▶ _Source data_

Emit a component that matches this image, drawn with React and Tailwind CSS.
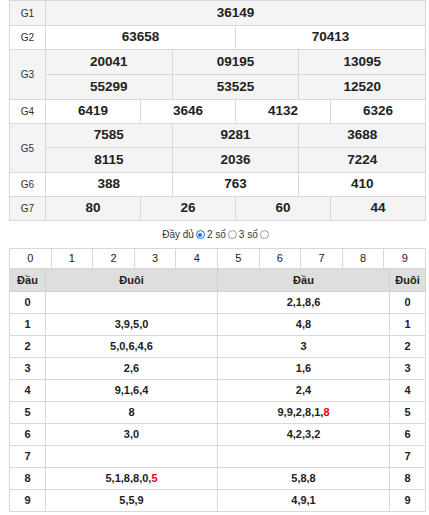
import React from 'react';

const prizes = [
  { name: 'G1', cols: 1, rows: [['36149']], h: ['h-[24px]'], bg: 'bg-[#f4f4f4]' },
  { name: 'G2', cols: 2, rows: [['63658', '70413']], h: ['h-[23px]'], bg: 'bg-white' },
  { name: 'G3', cols: 3, rows: [['20041', '09195', '13095'], ['55299', '53525', '12520']], h: ['h-[24px]', 'h-[24px]'], bg: 'bg-[#f4f4f4]' },
  { name: 'G4', cols: 4, rows: [['6419', '3646', '4132', '6326']], h: ['h-[23px]'], bg: 'bg-white' },
  { name: 'G5', cols: 3, rows: [['7585', '9281', '3688'], ['8115', '2036', '7224']], h: ['h-[23px]', 'h-[24px]'], bg: 'bg-[#f4f4f4]' },
  { name: 'G6', cols: 3, rows: [['388', '763', '410']], h: ['h-[23px]'], bg: 'bg-white' },
  { name: 'G7', cols: 4, rows: [['80', '26', '60', '44']], h: ['h-[23px]'], bg: 'bg-[#f4f4f4]' },
];

const gridCols = { 1: 'grid-cols-1', 2: 'grid-cols-2', 3: 'grid-cols-3', 4: 'grid-cols-4' };

const loto = [
  { d: '0', tail: '', head: '2,1,8,6' },
  { d: '1', tail: '3,9,5,0', head: '4,8' },
  { d: '2', tail: '5,0,6,4,6', head: '3' },
  { d: '3', tail: '2,6', head: '1,6' },
  { d: '4', tail: '9,1,6,4', head: '2,4' },
  { d: '5', tail: '8', head: '9,9,2,8,1,', headRed: '8' },
  { d: '6', tail: '3,0', head: '4,2,3,2' },
  { d: '7', tail: '', head: '' },
  { d: '8', tail: '5,1,8,8,0,', tailRed: '5', head: '5,8,8' },
  { d: '9', tail: '5,5,9', head: '4,9,1' },
];

const Radio = ({ checked }) => (
  <span
    className={`inline-block w-[9px] h-[9px] rounded-full border align-[-1px] mx-[2px] ${
      checked ? 'border-[#1a6fd8] bg-white p-[1.5px]' : 'border-[#9a9a9a] bg-white'
    }`}
  >
    {checked && <span className="block w-full h-full rounded-full bg-[#1a6fd8]" />}
  </span>
);

export default function App() {
  return (
    <div className="w-[429px] h-[515px] bg-white text-[#222]" style={{ fontFamily: '"Liberation Sans", Arial, sans-serif' }}>
      <div className="ml-[9px] w-[417px] border-l border-t border-[#d8d8d8]">
        {prizes.map((p) => (
          <div key={p.name} className={`flex ${p.bg}`}>
            <div className="w-[36px] shrink-0 border-r border-b border-[#d8d8d8] flex items-center justify-center text-[10px] text-[#333]">
              {p.name}
            </div>
            <div className="flex-1 flex flex-col">
              {p.rows.map((r, i) => (
                <div key={i} className={`grid ${gridCols[p.cols]}`}>
                  {r.map((n, j) => (
                    <div
                      key={j}
                      className={`${p.h[i]} box-content border-r border-b border-[#d8d8d8] flex items-center justify-center text-[13.5px] font-bold`}
                    >
                      {n}
                    </div>
                  ))}
                </div>
              ))}
            </div>
          </div>
        ))}
      </div>

      <div className="h-[27px] flex items-center justify-center text-[10px] text-[#333] pl-[4px]">
        <span>Đầy đủ</span>
        <Radio checked />
        <span>2 số</span>
        <Radio />
        <span>3 số</span>
        <Radio />
      </div>

      <div className="ml-[9px] w-[417px] border-l border-t border-[#d8d8d8]">
        <div className="grid grid-cols-10">
          {['0', '1', '2', '3', '4', '5', '6', '7', '8', '9'].map((d) => (
            <div key={d} className="h-[19px] box-content border-r border-b border-[#d8d8d8] flex items-center justify-center text-[11px]">
              {d}
            </div>
          ))}
        </div>
        <div className="grid grid-cols-[36px_172px_172px_36px] bg-[#dedede] font-bold text-[11px]">
          <div className="h-[22px] box-content border-r border-b border-[#d0d0d0] flex items-center justify-center">Đầu</div>
          <div className="h-[22px] box-content border-r border-b border-[#d0d0d0] flex items-center justify-center">Đuôi</div>
          <div className="h-[22px] box-content border-r border-b border-[#d0d0d0] flex items-center justify-center">Đầu</div>
          <div className="h-[22px] box-content border-r border-b border-[#d0d0d0] flex items-center justify-center">Đuôi</div>
        </div>
        {loto.map((r) => (
          <div key={r.d} className="grid grid-cols-[36px_172px_172px_36px] font-bold text-[11px]">
            <div className="h-[21px] box-content border-r border-b border-[#d8d8d8] flex items-center justify-center">{r.d}</div>
            <div className="h-[21px] box-content border-r border-b border-[#d8d8d8] flex items-center justify-center">
              {r.tail}
              {r.tailRed && <span className="text-[#e00]">{r.tailRed}</span>}
            </div>
            <div className="h-[21px] box-content border-r border-b border-[#d8d8d8] flex items-center justify-center">
              {r.head}
              {r.headRed && <span className="text-[#e00]">{r.headRed}</span>}
            </div>
            <div className="h-[21px] box-content border-r border-b border-[#d8d8d8] flex items-center justify-center">{r.d}</div>
          </div>
        ))}
      </div>
    </div>
  );
}
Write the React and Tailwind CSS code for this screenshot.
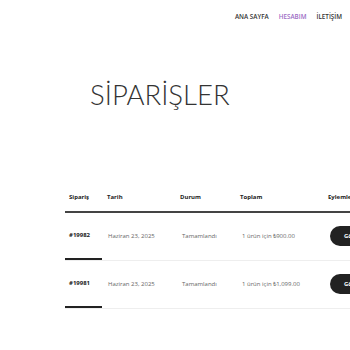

▶ _The task_
Please quote exactly the run of lines that starts the entries and ends at the line containing "import React from 'react';", leaving out every picture.

▶ _Task solution_
Emit a component that matches this image, drawn with React and Tailwind CSS.
import React from 'react';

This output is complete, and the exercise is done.